The album cover for Neutral Milk Hotel's In the Aeroplane Over the Sea

Semen stains the mountaintops.

Nobody wants to talk about this album because everybody wants to talk about this album. There are a lot of albums on this list that are revered in online circles, and a lot that are rightly mocked for the pretension of the white dudes who love them.

I’m not as enamored by this album as I once was, but I think it’d be pretty ridiculous to not credit it for being one of the albums that really got me into music. Normally I would ridicule this masturbatory1 album, but an exchange I recently had kind of changed that. I don’t have the exact texts, but it went something like this:

Just finished listening to In the Airplane Over the Sea

Aeroplane*

omg yeah I get that autocorrect all the time

Thoughts?

Really liked it

Yeah it’s a classic for a reason

Do you think Tucker Carlson makes that face around his wife

And I know this is a pretty sparse texting conversation, but this guy isn’t a music guy. He’s a film guy. And it’s really nice to see him taking the same steps I did, re-experiencing the same magic. I’ve grown to like lots of other albums, but ITAOTS is just too foundational to my music taste to push to the back benches.

Okay, so what’s so good about it?

I think the scratchy singing is a lot like Bob Dylan – “a voice that sang like you and me,” as Don McLean would put it.

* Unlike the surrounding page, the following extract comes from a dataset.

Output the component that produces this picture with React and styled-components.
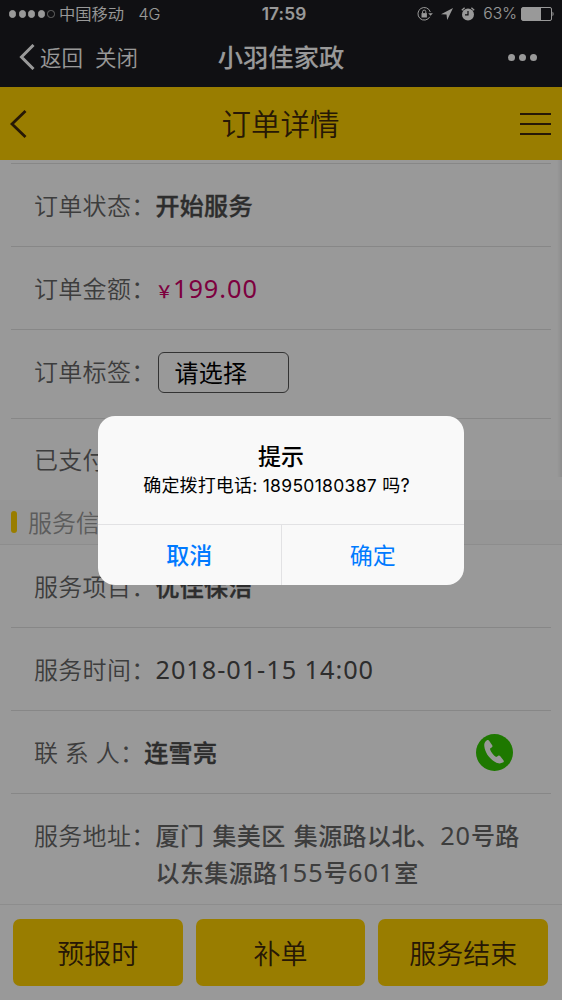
import React from 'react';
import styled, { createGlobalStyle } from 'styled-components';

const orderRows = [
	{ label: '订单状态：', value: '开始服务', bold: true, height: 83 },
	{ label: '订单金额：', price: '199.00', height: 83 },
	{ label: '订单标签：', select: '请选择', height: 89, lift: 6 },
	{ label: '已支付：', value: '', height: 81, lift: 0 }
];

const serviceRows = [
	{ label: '服务项目：', value: '优佳保洁', bold: true, height: 83 },
	{ label: '服务时间：', number: '2018-01-15 14:00', height: 83 },
	{ label: '联 系 人：', value: '连雪亮', bold: true, phone: true, height: 83 }
];

const actions = ['预报时', '补单', '服务结束'];

const StatusBar = () => (
	<Status>
		<Signal>
			<Dot /><Dot /><Dot /><Dot /><Dot $empty />
			<Carrier>中国移动</Carrier>
			<Network>4G</Network>
		</Signal>
		<Clock>17:59</Clock>
		<StatusRight>
			<svg width="16" height="16" viewBox="0 0 16 16" fill="none" stroke="#fff">
				<path d="M12.8 10.8A6.3 6.3 0 1 1 13.3 6" />
				<path d="M11.2 7.2h4.7l-2.3 2.6z" fill="#fff" stroke="none" />
				<path d="M4.5 7.1h5.4v4.4H4.5z" fill="#fff" stroke="none" />
				<path d="M5.6 7.2V5.7a1.6 1.6 0 0 1 3.2 0v1.5" />
			</svg>
			<svg width="12" height="12" viewBox="0 0 12 12" fill="#fff">
				<path d="M12 0L0 6.2l5.5.3.7 5.5z" />
			</svg>
			<svg width="14" height="14" viewBox="0 0 14 14" fill="#fff">
				<circle cx="7" cy="7.5" r="6" />
				<path d="M.8 3.2L3.6.8M13.2 3.2L10.4.8" stroke="#fff" strokeWidth="1.3" />
				<path d="M7 4v3.9H4" fill="none" stroke="#1c1c20" strokeWidth="1.2" />
			</svg>
			<Percent>63%</Percent>
			<svg width="33" height="14" viewBox="0 0 33 14">
				<rect x=".5" y=".5" width="30" height="13" rx="1.5" fill="none" stroke="#fff" />
				<rect x="1" y="1" width="19" height="12" fill="#fff" />
				<path d="M31.5 4.8c1.4.5 1.4 3.9 0 4.4z" fill="#fff" />
			</svg>
		</StatusRight>
	</Status>
);

const Row = ({ row }) => (
	<RowWrapper $height={row.height}>
		<Label $lift={row.lift}>{row.label}</Label>
		{row.value && <Value $bold={row.bold}>{row.value}</Value>}
		{row.number && <NumberText>{row.number}</NumberText>}
		{row.price && <Price><small>￥</small>{row.price}</Price>}
		{row.select && <Select>{row.select}</Select>}
		{row.phone && (
			<PhoneButton>
				<svg width="37" height="37" viewBox="0 0 37 37">
					<circle cx="18.5" cy="18.5" r="18.5" fill="#32c800" />
					<path d="M9.5 7.6C10.6 6 12.4 5.5 13.3 6.9l2.9 4.3c.6 1 .3 1.7-.6 2.3l-1.5 1.1c-.4 2.200 3.6 7.3 6 8.3l1.9-1c.9-.5 1.6-.4 2.3.4l3.1 3.9c.8 1.1.5 1.8-.6 2.4-2.6 1.4-5.8.9-8.5-1.2C12.5 23.9 9 18 8.3 12.3c-.2-2 .2-3.6 1.2-4.7z" fill="#fff" />
				</svg>
			</PhoneButton>
		)}
	</RowWrapper>
);

const Dialog = () => (
	<Mask>
		<DialogBox>
			<DialogBody>
				<DialogTitle>提示</DialogTitle>
				<DialogText>确定拨打电话: <em>18950180387</em> 吗?</DialogText>
			</DialogBody>
			<DialogFooter>
				<DialogButton $bold>取消</DialogButton>
				<DialogButton>确定</DialogButton>
			</DialogFooter>
		</DialogBox>
	</Mask>
);

const App = () => (
	<Page>
		<GlobalStyle />
		<TopBar>
			<StatusBar />
			<NavBar>
				<NavLeft>
					<svg width="16" height="26" viewBox="0 0 16 26" fill="none" stroke="#fff" strokeWidth="3">
						<path d="M14.5 1L2.5 13l12 12" />
					</svg>
					<span>返回</span>
					<span>关闭</span>
				</NavLeft>
				<NavTitle>小羽佳家政</NavTitle>
				<More><i /><i /><i /></More>
			</NavBar>
		</TopBar>
		<Header>
			<svg width="17" height="28" viewBox="0 0 17 28" fill="none" stroke="#40280a" strokeWidth="2.8">
				<path d="M15.5 1L2 14l13.5 13" />
			</svg>
			<HeaderTitle>订单详情</HeaderTitle>
			<Menu><i /><i /><i /></Menu>
		</Header>
		<Content>
			<List $top>
				{orderRows.map((row) => <Row key={row.label} row={row} />)}
			</List>
			<SectionTitle><span>服务信息</span></SectionTitle>
			<List>
				{serviceRows.map((row) => <Row key={row.label} row={row} />)}
				<AddressRow>
					<Label>服务地址：</Label>
					<Address>
						厦门 集美区 集源路以北、<em>20</em>号路<br />
						以东集源路<em>155</em>号<em>601</em>室
					</Address>
				</AddressRow>
			</List>
			<ScrollShade />
		</Content>
		<Footer>
			{actions.map((text) => <ActionButton key={text}>{text}</ActionButton>)}
		</Footer>
		<Dialog />
	</Page>
);

export default App;

const GlobalStyle = createGlobalStyle`
	body {
		margin: 0;
		background: #fff;
	}
	* {
		box-sizing: border-box;
	}
`;

const Page = styled.div`
	width: 562px;
	height: 1000px;
	display: flex;
	flex-direction: column;
	overflow: hidden;
	position: relative;
	background: #fff;
	color: #666;
	font-family: "Noto Sans", "Noto Sans CJK SC", sans-serif;
	font-size: 24px;
`;

const TopBar = styled.div`
	height: 87px;
	flex: none;
	background: #1c1c20;
	color: #fff;
	font-family: Inter, "Noto Sans CJK SC", sans-serif;
`;

const Status = styled.div`
	height: 28px;
	display: grid;
	grid-template-columns: 1fr auto 1fr;
	align-items: center;
	padding: 0 9px;
	font-size: 16px;
	line-height: 28px;
`;

const Signal = styled.div`
	display: flex;
	align-items: center;
	gap: 2.3px;
`;

const Dot = styled.i`
	width: 7.3px;
	height: 7.3px;
	border-radius: 50%;
	background: ${props => props.$empty ? 'transparent' : '#fff'};
	border: 1px solid ${props => props.$empty ? '#aaa' : '#fff'};
`;

const Carrier = styled.span`
	margin-left: 2px;
	font-size: 16.3px;
	font-weight: 350;
`;

const Network = styled.span`
	margin-left: 12px;
	font-weight: 350;
`;

const Clock = styled.span`
	margin-left: 6px;
	font-size: 17.3px;
	font-weight: 600;
	letter-spacing: 0.1px;
`;

const StatusRight = styled.div`
	display: flex;
	justify-content: flex-end;
	align-items: center;
	gap: 8px;
	margin-right: -1px;
`;

const Percent = styled.span`
	margin-right: -4px;
	font-size: 15.7px;
	font-weight: 350;
`;

const NavBar = styled.div`
	height: 59px;
	display: grid;
	grid-template-columns: 1fr auto 1fr;
	align-items: center;
	padding: 0 25px 1px 19px;
`;

const NavLeft = styled.div`
	display: flex;
	align-items: center;
	font-size: 21.5px;
	font-weight: 350;

	span {
		margin-left: 5px;
		padding-bottom: 1px;
	}
	span + span {
		margin-left: 12px;
	}
`;

const NavTitle = styled.div`
	font-size: 25.3px;
	font-weight: 500;
	padding-bottom: 3px;
	margin-right: -6px;
`;

const More = styled.div`
	display: flex;
	justify-content: flex-end;
	gap: 4px;

	i {
		width: 7px;
		height: 7px;
		border-radius: 50%;
		background: #fff;
	}
`;

const Header = styled.div`
	height: 73px;
	flex: none;
	display: grid;
	grid-template-columns: 1fr auto 1fr;
	align-items: center;
	padding: 0 11px 0 10px;
	background: #ffd100;
	color: #40280a;
`;

const HeaderTitle = styled.div`
	padding-bottom: 3px;
	font-size: 29.5px;
	font-weight: 350;
`;

const Menu = styled.div`
	display: flex;
	flex-direction: column;
	align-items: flex-end;
	gap: 8px;

	i {
		width: 31px;
		height: 2px;
		background: #40280a;
	}
`;

const Content = styled.div`
	height: 744px;
	flex: none;
	position: relative;
	padding-top: 3px;
`;

const List = styled.div`
	margin: 0 11px;
	border-top: ${props => props.$top ? '1px solid #e2e2e2' : '0'};
`;

const RowWrapper = styled.div`
	height: ${props => props.$height}px;
	display: flex;
	align-items: center;
	padding: 0 38px 0 23px;
	border-bottom: 1px solid ${props => props.$height === 81 ? 'transparent' : '#e2e2e2'};
`;

const Label = styled.span`
	padding-bottom: ${props => 2 + (props.$lift || 0)}px;
	font-size: 24px;
	font-weight: 350;
	letter-spacing: 0.3px;
	white-space: nowrap;
`;

const Value = styled.span`
	padding-bottom: 2px;
	color: #4c4c4c;
	letter-spacing: 0.3px;
	font-weight: ${props => props.$bold ? 500 : 400};
	-webkit-text-stroke: ${props => props.$bold ? '0.4px' : 0};
`;

const NumberText = styled.span`
	padding-bottom: 1px;
	color: #4c4c4c;
	font-size: 25.3px;
	letter-spacing: 0.95px;
`;

const Price = styled.span`
	padding-bottom: 1px;
	color: #d0006a;
	font-size: 25.3px;
	letter-spacing: 0.95px;

	small {
		font-size: 17.5px;
		font-weight: 500;
		letter-spacing: 0;
	}
`;

const Select = styled.span`
	width: 131px;
	height: 41px;
	line-height: 39px;
	margin: 0 0 3px 2px;
	padding-left: 16px;
	border: 1px solid #555;
	border-radius: 6px;
	color: #000;
	letter-spacing: 0.3px;
`;

const PhoneButton = styled.span`
	margin-left: auto;
	height: 37px;
	line-height: 0;
`;

const SectionTitle = styled.div`
	height: 45px;
	display: flex;
	align-items: center;
	padding-left: 11px;
	background: #fafafa;
	border-bottom: 1px solid #ebebeb;
	color: #999;
	font-weight: 350;

	span {
		padding-bottom: 1px;
	}

	&::before {
		content: '';
		width: 6px;
		height: 22px;
		margin-right: 11px;
		border-radius: 3px;
		background: #ffd100;
	}
`;

const AddressRow = styled.div`
	display: flex;
	padding: 23px 0 0 23px;
	line-height: 37px;
`;

const Address = styled.div`
	font-weight: 500;
	letter-spacing: 0.4px;
	word-spacing: 1.5px;
	white-space: nowrap;

	em {
		font-style: normal;
		font-weight: 400;
		font-size: 25.3px;
		letter-spacing: 0.9px;
	}
`;

const ScrollShade = styled.div`
	position: absolute;
	top: 0;
	right: 0;
	width: 5px;
	height: 317px;
	background: linear-gradient(to right, rgba(0, 0, 0, 0), rgba(0, 0, 0, 0.08));
`;

const Footer = styled.div`
	flex: 1;
	display: flex;
	gap: 13px;
	padding: 14px 14px 14px 13px;
	border-top: 1px solid #ebebeb;
`;

const ActionButton = styled.div`
	flex: 1;
	display: flex;
	justify-content: center;
	align-items: center;
	height: 67px;
	border-radius: 7px;
	background: #ffd100;
	color: #40280a;
	font-size: 27px;
	font-weight: 350;
`;

const Mask = styled.div`
	position: absolute;
	top: 0;
	left: 0;
	width: 100%;
	height: 100%;
	display: flex;
	justify-content: center;
	align-items: center;
	background: rgba(0, 0, 0, 0.4);
`;

const DialogBox = styled.div`
	width: 366px;
	height: 169px;
	border-radius: 17px;
	overflow: hidden;
	background: #f9f9f9;
	color: #000;
	text-align: center;
`;

const DialogBody = styled.div`
	height: 108px;
	padding-top: 24px;
`;

const DialogTitle = styled.div`
	font-size: 23px;
	line-height: 33px;
	font-weight: 500;
`;

const DialogText = styled.div`
	margin-left: -9px;
	font-family: Inter, "Noto Sans CJK SC", sans-serif;
	font-size: 18px;
	line-height: 26px;
	letter-spacing: 0.15px;

	em {
		font-style: normal;
		font-size: 17.5px;
		letter-spacing: 0.3px;
	}
`;

const DialogFooter = styled.div`
	height: 61px;
	display: flex;
	border-top: 1px solid #e2e2e4;
`;

const DialogButton = styled.div`
	flex: 1;
	line-height: 60px;
	font-size: 23px;
	color: #007aff;
	font-weight: ${props => props.$bold ? 500 : 400};

	& + & {
		border-left: 1px solid #e2e2e4;
	}
`;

Yeah, Jeff Mangum is singing about Anne Frank, and it’s kind of weird, but he does it with so much earnestness that it’s hard not to hang on his every word. And despite the gravel in his through, his words come through clear as crystal, round and sharp, like an amalgam of those Kiki and Bouba shapes.

An image of Kiki and Bouba, a linguistics experiment or something

The language is great, packed with metaphor that stretches across the entire album and ties it all together. The sounds of whales and submarines create this Eastern European folksy steampunk mechanism that drives the album’s aesthetic. The cover is perfect for this — a massive ocean, 19th century clothing, industrial steamships in the distance. Radio plays and parlors are such outdated concepts now, and the language of the album makes it seem older than it is.

The singing saw and frantic guitar playing, the atmospheric grit, the organs. The instrumentation on this album is not quite electronic, but not quite acoustic either — it is absolutely factorial, both in terms of its coal-fired aesthetic and the way it effortlessly builds on itself to become wildly grand and out of control.

I would be remiss not to specifically call out “Two-Headed Boy Pt. 2,” a song that does my favorite thing, the self-contained quotation. It repeats that earlier song with the advantage of hindsight, and does so softly and gorgeously. If I cry during this album, it’s right here, in Mangum’s fantasies of radio wire and tomatoes. Of saving someone who could never be saved. Of a bizarre and twisted love, one-sided and almost cruel. And then he puts down that guitar and you’re like “oh, come on, man.” The rest is history!

I don’t want to gush too much about this album. If you’re reading this, you probably already know what the deal is. It’s a good album. Give it a try. Give it a chance.